**Written request:**
Check every line below for the word "page" and copy the ones that have it.

**The data:**
┌──
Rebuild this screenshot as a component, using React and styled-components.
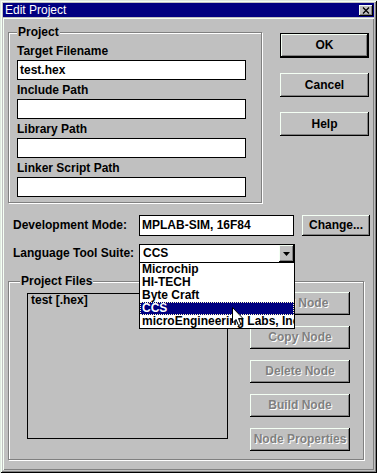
└──
┌──
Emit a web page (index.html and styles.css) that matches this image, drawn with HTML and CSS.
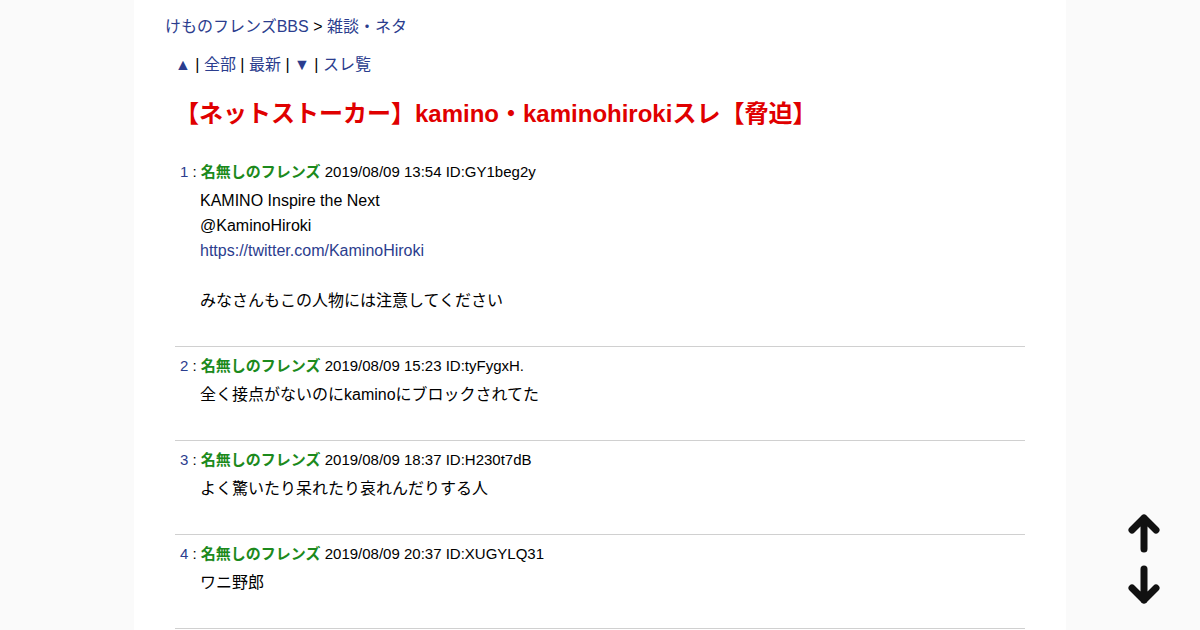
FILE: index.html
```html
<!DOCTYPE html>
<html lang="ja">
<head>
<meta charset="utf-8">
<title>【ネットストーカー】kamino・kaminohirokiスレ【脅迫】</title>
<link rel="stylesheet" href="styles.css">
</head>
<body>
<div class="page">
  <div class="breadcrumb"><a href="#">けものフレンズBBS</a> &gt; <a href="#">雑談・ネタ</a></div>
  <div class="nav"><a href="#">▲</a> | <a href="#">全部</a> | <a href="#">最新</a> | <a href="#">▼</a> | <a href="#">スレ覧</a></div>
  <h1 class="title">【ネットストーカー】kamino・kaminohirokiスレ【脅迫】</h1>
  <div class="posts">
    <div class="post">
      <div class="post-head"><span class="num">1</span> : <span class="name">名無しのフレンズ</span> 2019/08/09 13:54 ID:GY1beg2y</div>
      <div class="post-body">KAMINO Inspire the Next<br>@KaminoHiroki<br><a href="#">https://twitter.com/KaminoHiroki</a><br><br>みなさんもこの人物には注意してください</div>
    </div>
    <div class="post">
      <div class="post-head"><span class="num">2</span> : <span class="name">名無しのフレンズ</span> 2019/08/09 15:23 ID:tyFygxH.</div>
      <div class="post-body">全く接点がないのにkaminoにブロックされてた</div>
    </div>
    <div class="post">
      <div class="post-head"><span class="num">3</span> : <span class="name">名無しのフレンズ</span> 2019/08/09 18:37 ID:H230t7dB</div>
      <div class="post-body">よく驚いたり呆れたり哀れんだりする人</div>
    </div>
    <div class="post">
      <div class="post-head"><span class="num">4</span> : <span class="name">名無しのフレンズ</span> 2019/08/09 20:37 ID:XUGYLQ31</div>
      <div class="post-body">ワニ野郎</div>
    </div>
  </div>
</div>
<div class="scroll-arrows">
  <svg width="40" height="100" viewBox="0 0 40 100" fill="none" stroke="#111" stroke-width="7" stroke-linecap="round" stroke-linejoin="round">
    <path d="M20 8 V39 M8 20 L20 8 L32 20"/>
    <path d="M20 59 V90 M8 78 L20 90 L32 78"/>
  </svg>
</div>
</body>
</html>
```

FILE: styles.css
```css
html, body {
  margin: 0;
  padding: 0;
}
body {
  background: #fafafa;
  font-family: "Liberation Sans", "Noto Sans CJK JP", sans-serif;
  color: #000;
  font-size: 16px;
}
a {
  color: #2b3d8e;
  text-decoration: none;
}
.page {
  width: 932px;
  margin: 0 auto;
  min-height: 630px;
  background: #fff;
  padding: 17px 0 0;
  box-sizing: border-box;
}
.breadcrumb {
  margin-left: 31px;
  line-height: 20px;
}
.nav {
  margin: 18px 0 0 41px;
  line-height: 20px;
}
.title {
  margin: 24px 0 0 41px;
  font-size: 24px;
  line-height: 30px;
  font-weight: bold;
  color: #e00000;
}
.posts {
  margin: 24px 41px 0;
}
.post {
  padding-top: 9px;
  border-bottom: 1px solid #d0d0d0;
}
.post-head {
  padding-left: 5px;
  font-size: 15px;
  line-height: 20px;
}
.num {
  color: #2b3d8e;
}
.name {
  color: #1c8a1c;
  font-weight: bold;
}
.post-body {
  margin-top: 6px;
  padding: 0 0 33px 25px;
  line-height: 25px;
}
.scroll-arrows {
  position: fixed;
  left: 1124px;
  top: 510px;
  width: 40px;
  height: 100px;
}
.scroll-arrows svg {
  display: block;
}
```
└──
**Answer below:**
Emit a web page (index.html and styles.css) that matches this image, drawn with HTML and CSS.
<div class="page">
.page {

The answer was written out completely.